Ces contrats, dont l'entrée à vigueur a été repoussée au 1er janvier 2012 compte tenu de la date effective de résiliation des engagements contractuels de la société QS.T OPTIQUE avec l'enseigne 'ATOL' repoussée au 31 décembre 2011, incluent un contrat de franchise ainsi qu'un contrat spécifique relatif à l'utilisation de la marque du réseau 'OPTIC 2000'. Ils permettent aux franchisés d'exploiter les marques appartenant à la société GADOL et d'utiliser différents mobiliers qui ont été déposés par elle à l'INPI au titre des dessins et modèles et qu'elle fournit à ses nouveaux adhérents lors de leur entrée dans le réseau à charge pour eux de respecter l'agencement des magasins qui leur est imposé.
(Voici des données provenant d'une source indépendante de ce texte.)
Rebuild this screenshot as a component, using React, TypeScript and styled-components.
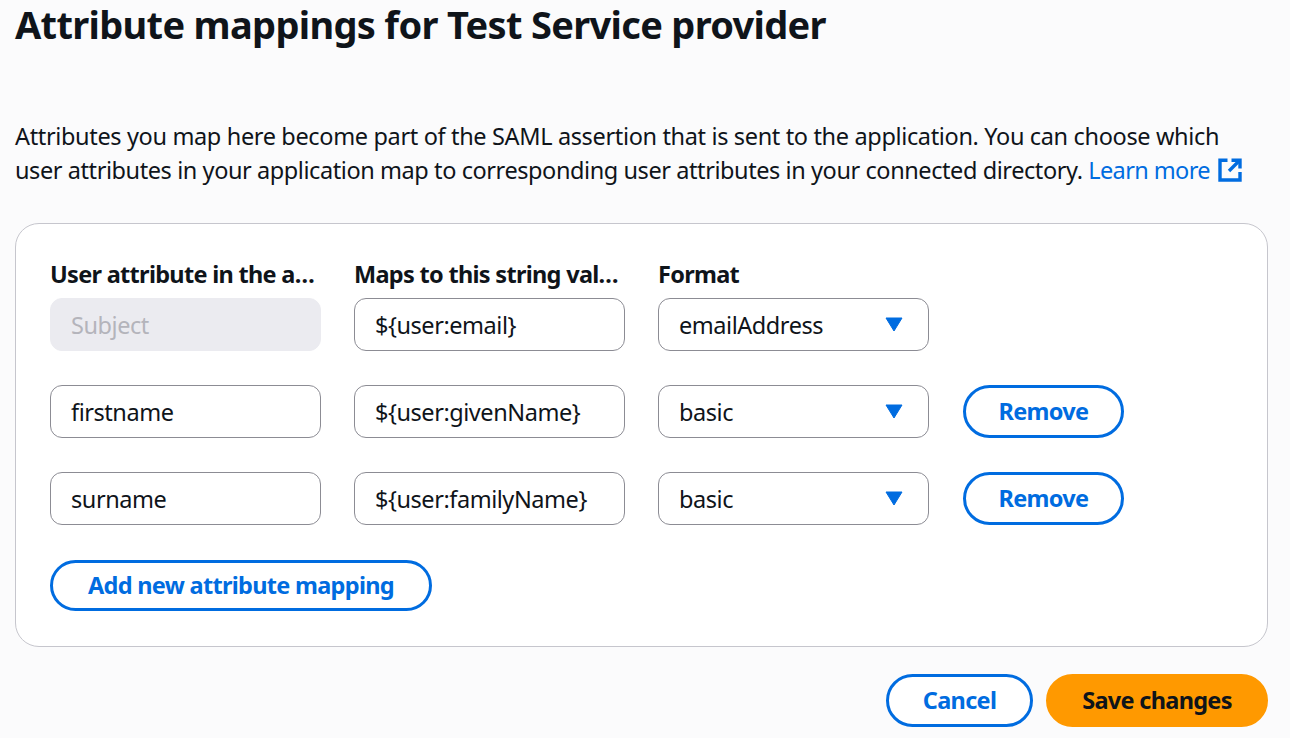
import styled, { createGlobalStyle } from "styled-components";

const GlobalStyle = createGlobalStyle`
  html, body {
    margin: 0;
    padding: 0;
    background: #fbfbfc;
    overflow: hidden;
  }
  body {
    font-family: "Noto Sans", "Open Sans", sans-serif;
    color: #0f141a;
  }
`;

const Page = styled.div`
  width: 1290px;
  height: 738px;
  box-sizing: border-box;
  padding: 0 22px 0 15px;
  display: flex;
  flex-direction: column;
`;

const Heading = styled.h1`
  margin: 0;
  height: 52px;
  line-height: 48px;
  font-size: 38px;
  font-weight: 700;
  letter-spacing: -0.68px;
  white-space: nowrap;
`;

const Intro = styled.p`
  margin: 68px 0 0;
  font-size: 23.5px;
  line-height: 33.5px;
  white-space: nowrap;
`;

const IntroLine = styled.span<{ $tracking: number }>`
  display: block;
  letter-spacing: ${(p) => p.$tracking}px;
`;

const Link = styled.a`
  color: #006ce0;
  text-decoration: none;
  display: inline-flex;
  align-items: center;
  gap: 8px;
  letter-spacing: -0.6px;
  vertical-align: top;
  height: 33.5px;
`;

const Card = styled.section`
  margin-top: 36px;
  height: 424px;
  box-sizing: border-box;
  padding: 35px 34px;
  background: #ffffff;
  border: 1px solid #c6c6cd;
  border-radius: 24px;
  display: flex;
  flex-direction: column;
  align-items: flex-start;
`;

const Row = styled.div`
  display: grid;
  grid-template-columns: 271px 271px 271px auto;
  column-gap: 33px;
  margin-bottom: 34px;
`;

const HeaderRow = styled(Row)`
  margin-bottom: 0;
  box-sizing: border-box;
  height: 39px;
  padding-bottom: 9px;
  align-items: center;
`;

const ColumnLabel = styled.div`
  font-size: 23.5px;
  font-weight: 700;
  letter-spacing: -0.7px;
  overflow: hidden;
  text-overflow: ellipsis;
  white-space: nowrap;
`;

const Field = styled.div<{ $disabled?: boolean }>`
  box-sizing: border-box;
  height: 53px;
  padding: 0 20px;
  display: flex;
  align-items: center;
  justify-content: space-between;
  font-size: 23.5px;
  letter-spacing: -0.45px;
  white-space: nowrap;
  border-radius: 12px;
  border: 1px solid ${(p) => (p.$disabled ? "#ebebf0" : "#8c8c94")};
  background: ${(p) => (p.$disabled ? "#ebebf0" : "#ffffff")};
  color: ${(p) => (p.$disabled ? "#b4b4bb" : "#0f141a")};
`;

const Button = styled.button<{ $width: number; $primary?: boolean }>`
  box-sizing: border-box;
  width: ${(p) => p.$width}px;
  height: 53px;
  padding: 0 0 2px;
  font-family: inherit;
  font-size: 23.5px;
  font-weight: 700;
  letter-spacing: -0.7px;
  white-space: nowrap;
  border-radius: 27px;
  border: 3px solid ${(p) => (p.$primary ? "#ff9900" : "#006ce0")};
  background: ${(p) => (p.$primary ? "#ff9900" : "#ffffff")};
  color: ${(p) => (p.$primary ? "#0f141a" : "#006ce0")};
`;

const RemoveButton = styled(Button)`
  margin-left: 1px;
`;

const AddButton = styled(Button)`
  margin-top: 1px;
`;

const CaretWrap = styled.span`
  display: flex;
  margin-right: 5px;
`;

const Footer = styled.div`
  margin-top: 27px;
  display: flex;
  justify-content: flex-end;
  gap: 13px;
`;

const Caret = () => (
  <CaretWrap>
    <svg width="18" height="15" viewBox="0 0 18 15" aria-hidden="true">
      <path d="M1 1h16L9 14z" fill="#006ce0" stroke="#006ce0" strokeWidth="1" strokeLinejoin="round" />
    </svg>
  </CaretWrap>
);

const ExternalIcon = () => (
  <svg width="24" height="24" viewBox="0 0 24 24" fill="none" stroke="#006ce0" strokeWidth="3.4" aria-hidden="true">
    <path d="M9.5 2.2H2v19.8h20v-8" />
    <path d="M13.5 2.2H22v8.3" />
    <path d="M21.5 2.5 11 13" />
  </svg>
);

const mappings = [
  { attr: "Subject", value: "${user:email}", format: "emailAddress", fixed: true },
  { attr: "firstname", value: "${user:givenName}", format: "basic" },
  { attr: "surname", value: "${user:familyName}", format: "basic" },
];

export default function App() {
  return (
    <Page>
      <GlobalStyle />
      <Heading>Attribute mappings for Test Service provider</Heading>
      <Intro>
        <IntroLine $tracking={-0.35}>
          Attributes you map here become part of the SAML assertion that is sent to the application. You can choose
          which
        </IntroLine>
        <IntroLine $tracking={-0.42}>
          user attributes in your application map to corresponding user attributes in your connected directory.{" "}
          <Link href="#">
            Learn more <ExternalIcon />
          </Link>
        </IntroLine>
      </Intro>
      <Card>
        <HeaderRow>
          <ColumnLabel>User attribute in the application</ColumnLabel>
          <ColumnLabel>Maps to this string value or user attribute</ColumnLabel>
          <ColumnLabel>Format</ColumnLabel>
        </HeaderRow>
        {mappings.map((m) => (
          <Row key={m.attr}>
            <Field $disabled={m.fixed}>{m.attr}</Field>
            <Field>{m.value}</Field>
            <Field>
              {m.format}
              <Caret />
            </Field>
            {!m.fixed && <RemoveButton $width={161}>Remove</RemoveButton>}
          </Row>
        ))}
        <AddButton $width={382}>Add new attribute mapping</AddButton>
      </Card>
      <Footer>
        <Button $width={147}>Cancel</Button>
        <Button $width={222} $primary>
          Save changes
        </Button>
      </Footer>
    </Page>
  );
}
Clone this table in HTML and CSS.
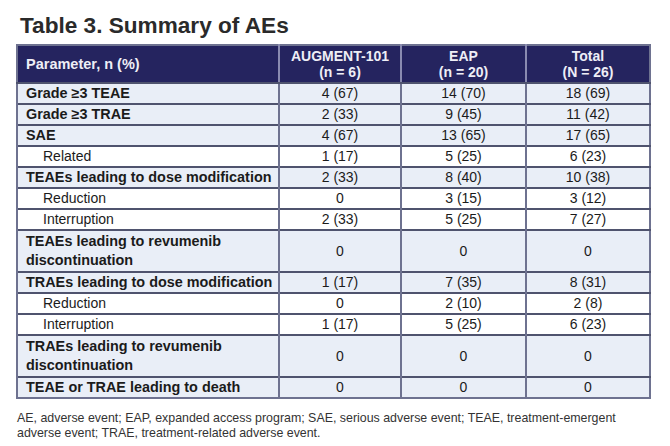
FILE: index.html
```html
<!DOCTYPE html>
<html>
<head>
<meta charset="utf-8">
<link rel="stylesheet" href="styles.css">
</head>
<body>
<div class="page">
  <h1 class="title">Table 3. Summary of AEs</h1>
  <table class="ae">
    <colgroup>
      <col class="c1"><col class="c2"><col class="c3"><col class="c4">
    </colgroup>
    <thead>
      <tr>
        <th class="param">Parameter, n (%)</th>
        <th>AUGMENT-101<br>(n = 6)</th>
        <th>EAP<br>(n = 20)</th>
        <th>Total<br>(N = 26)</th>
      </tr>
    </thead>
    <tbody>
      <tr class="main"><td>Grade ≥3 TEAE</td><td>4 (67)</td><td>14 (70)</td><td>18 (69)</td></tr>
      <tr class="main"><td>Grade ≥3 TRAE</td><td>2 (33)</td><td>9 (45)</td><td>11 (42)</td></tr>
      <tr class="main"><td>SAE</td><td>4 (67)</td><td>13 (65)</td><td>17 (65)</td></tr>
      <tr class="sub"><td>Related</td><td>1 (17)</td><td>5 (25)</td><td>6 (23)</td></tr>
      <tr class="main"><td>TEAEs leading to dose modification</td><td>2 (33)</td><td>8 (40)</td><td>10 (38)</td></tr>
      <tr class="sub"><td>Reduction</td><td>0</td><td>3 (15)</td><td>3 (12)</td></tr>
      <tr class="sub"><td>Interruption</td><td>2 (33)</td><td>5 (25)</td><td>7 (27)</td></tr>
      <tr class="main double"><td>TEAEs leading to revumenib discontinuation</td><td>0</td><td>0</td><td>0</td></tr>
      <tr class="main"><td>TRAEs leading to dose modification</td><td>1 (17)</td><td>7 (35)</td><td>8 (31)</td></tr>
      <tr class="sub"><td>Reduction</td><td>0</td><td>2 (10)</td><td>2 (8)</td></tr>
      <tr class="sub"><td>Interruption</td><td>1 (17)</td><td>5 (25)</td><td>6 (23)</td></tr>
      <tr class="main double"><td>TRAEs leading to revumenib discontinuation</td><td>0</td><td>0</td><td>0</td></tr>
      <tr class="main"><td>TEAE or TRAE leading to death</td><td>0</td><td>0</td><td>0</td></tr>
    </tbody>
  </table>
  <p class="note">AE, adverse event; EAP, expanded access program; SAE, serious adverse event; TEAE, treatment-emergent adverse event; TRAE, treatment-related adverse event.</p>
</div>
</body>
</html>
```
FILE: styles.css
```css
html, body {
  margin: 0;
  padding: 0;
  background: #ffffff;
}

.page {
  width: 670px;
  height: 446px;
  padding: 12px 0 0 16px;
  box-sizing: border-box;
  font-family: "Liberation Sans", Arial, sans-serif;
  color: #1b1b1b;
}

.title {
  margin: 0 0 0 4px;
  font-size: 22.6px;
  line-height: 28px;
  font-weight: bold;
  color: #2a2a2a;
  height: 32px;
}

.ae {
  border-collapse: collapse;
  width: 633px;
  table-layout: fixed;
  border: 2px solid #6e7290;
  font-size: 14px;
}

.c1 { width: 262px; }
.c2 { width: 122px; }
.c3 { width: 125px; }
.c4 { width: 124px; }

.ae th {
  background: #25245f;
  color: #eeeef6;
  font-weight: bold;
  font-size: 14px;
  line-height: 16px;
  padding: 2px 6px;
  text-align: center;
  border-left: 2px solid #8a8bb0;
  border-bottom: 2px solid #4f536e;
}

.ae th.param {
  text-align: left;
  border-left: none;
  padding-left: 8px;
  font-size: 14.5px;
}

.ae td {
  line-height: 19px;
  padding: 0 6px;
  text-align: center;
  border-top: 2px solid #4f536e;
  border-left: 2px solid #6e7290;
  white-space: nowrap;
}

.ae td:first-child {
  text-align: left;
  padding: 0 2px 0 8px;
}

.main td {
  background: #e9eef7;
}

.main td:first-child {
  font-weight: bold;
  font-size: 14.4px;
}

.double td {
  padding-top: 1px;
  padding-bottom: 1px;
}

.double td:first-child {
  white-space: normal;
  padding: 1px 40px 1px 8px;
}

.sub td {
  background: #ffffff;
}

.sub td:first-child {
  padding-left: 25px;
}

.note {
  margin: 12px 0 0 1px;
  width: 615px;
  font-size: 12.4px;
  line-height: 15px;
  color: #333333;
}
```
Dans le cadre de ces contrats, la société GADOL a ainsi mis à la disposition des quatre magasins susvisés, en plusieurs exemplaires afin de permettre leur agencement, six mobiliers ayant fait l'objet d'un dépôt de dessins et modèles auprès de l'INPI le 23 octobre 2002 sous le n°02 6453, soit :

- une stèle vitrine (modèlen°02 6453-001 : meuble vitrine destiné à recevoir des produits optiques),

- une table ronde (modèlen°02 6453-002 : une table ronde destinée à recevoir des lunettes),

- une table de prescription (modèlen°02 6453-003 : table ovale séparée par un caisson et une petite cloison),

- une table centrale (modèlen°02 6453-004 : assemblage de tables rectangulaires et semi-rondes séparée par deux piliers et surplombée par une retombée),

- une caisse d'angle (modèlen°02 6453-005 : meuble caisse composé de deux éléments dont un avec tablette et module en quart de cercle permettant d'effectuer une liaison),

- un meuble mural (modèlen°02 6453-009 : meuble mural destiné à recevoir des lunettes tablette et deux portes basses).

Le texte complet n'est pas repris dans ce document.